The new rule required only two defending players – as opposed to three players in tedious seasons of the past – to be in advance of the forward for him to be onside. This change made the rules more conducive to attacking football and helped reverse declining attendance figures.

It was a lively opening from Southport and they found themselves two goals to the good after only 20 minutes through wind-assisted efforts from Jack Sambrook and Ernie Brown.

The pre-match favourites seemed to be cruising when, all of a sudden, Wrexham found some composure and confidence to attack. From one of a series of corners – taken expertly by right-winger Archie Longmuir – the ball was steered into the net by Jack Nock. This goal was received with so much enthusiasm that the press reported that the cheers could be heard by traders in Charles Street!!

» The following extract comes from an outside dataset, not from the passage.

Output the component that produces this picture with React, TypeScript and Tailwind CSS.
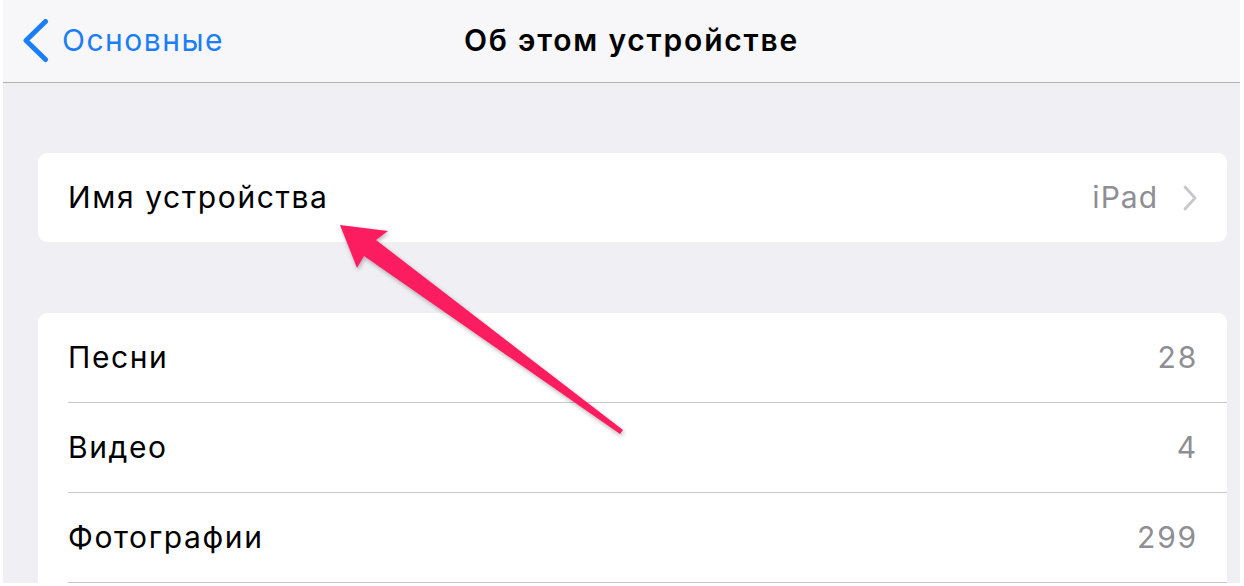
import React from "react";

const font = { fontFamily: "Inter, 'Noto Sans', 'DejaVu Sans', sans-serif" };

function Row({ label, value }: { label: string; value: string }) {
  return (
    <div className="pl-[30px]">
      <div className="h-[90px] flex items-center justify-between pr-[29px] border-b border-[#c8c7cc]">
        <span className="text-[30px] text-black tracking-[1.6px]">{label}</span>
        <span className="text-[30px] text-[#8e8e93] tracking-[1.8px]">{value}</span>
      </div>
    </div>
  );
}

export default function App() {
  return (
    <div className="w-[1244px] h-[586px] bg-white pl-[3px] pr-[4px] pb-[3px] overflow-hidden relative" style={font}>
      <div className="h-full bg-[#efeff4] flex flex-col overflow-hidden">
        <div className="h-[83px] shrink-0 bg-[#f7f7f9] border-b border-[#b2b2b2] relative flex items-center">
          <div className="flex items-center pl-[19px] gap-[10px] text-[#1b7ef6]">
            <svg width="30" height="44" viewBox="0 0 30 44">
              <path d="M23.5 2.5 L4 21.5 L23.5 40.5" fill="none" stroke="#1b7ef6" strokeWidth="5" strokeLinecap="round" strokeLinejoin="round" />
            </svg>
            <span className="text-[30px] leading-none -mt-[2px] tracking-[1.5px]">Основные</span>
          </div>
          <div className="absolute inset-0 flex items-center justify-center pl-[20px]">
            <span className="text-[30px] font-semibold text-black leading-none -mt-[2px] tracking-[1.8px]">Об этом устройстве</span>
          </div>
        </div>

        <div className="mt-[70px] ml-[35px] mr-[13px] bg-white rounded-[9px] h-[89px] flex items-center justify-between pl-[30px] pr-[30px]">
          <span className="text-[30px] text-black tracking-[1.6px]">Имя устройства</span>
          <div className="flex items-center gap-[25px]">
            <span className="text-[30px] text-[#8e8e93] tracking-[1px]">iPad</span>
            <svg width="14" height="26" viewBox="0 0 14 26">
              <path d="M2 2 L12 13 L2 24" fill="none" stroke="#c7c7cc" strokeWidth="2.8" strokeLinecap="round" strokeLinejoin="round" />
            </svg>
          </div>
        </div>

        <div className="mt-[71px] ml-[35px] mr-[13px] bg-white rounded-t-[9px]">
          <Row label="Песни" value="28" />
          <Row label="Видео" value="4" />
          <Row label="Фотографии" value="299" />
        </div>
      </div>

      <svg className="absolute left-0 top-0 pointer-events-none" width="1244" height="586" viewBox="0 0 1244 586">
        <defs>
          <filter id="sh" x="-10%" y="-10%" width="130%" height="130%">
            <feDropShadow dx="1" dy="2" stdDeviation="2" floodColor="#000" floodOpacity="0.3" />
          </filter>
        </defs>
        <polygon
          points="340,225 388,231 376,240 623,430 620,434 364,256 357,268"
          fill="#fc1d60"
          filter="url(#sh)"
        />
      </svg>
    </div>
  );
}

With Wrexham resurgent, Southport had to be warned by the referee following some over-zealous tackles, especially from right-back Jimmy Mulligan.

Just before half time, Longmuir was fouled near the corner flag and from the resultant free kick – taken by Longmuir himself – Rowland Bailey levelled the scores.

Wrexham had the wind in their favour during the second half and they made effective use of the advantage. Longmuir delivered numerous crosses and Billy Halsall made a brilliant save from Nock.

Wrexham scored the deciding goal on 71 minutes. Defender Tom Parker delivered an excellent pass to Jimmy Lyons who conjured an opportunity for Jimmy Jones to run through and score what was apparently “a capital goal”.

Wrexham were now in control and went close on three more occasions through Jones, Lyons and Longmuir, but there were no further goals for the crowd of 10,041 to enjoy.


The team was still being chosen by a selection committee prior to the appointment of Mold Town boss Charlie Hewitt who took up his duties on November 10th.


At the end of season, Wrexham finished 19th – their lowest position since joining the Football League in season 1921/22.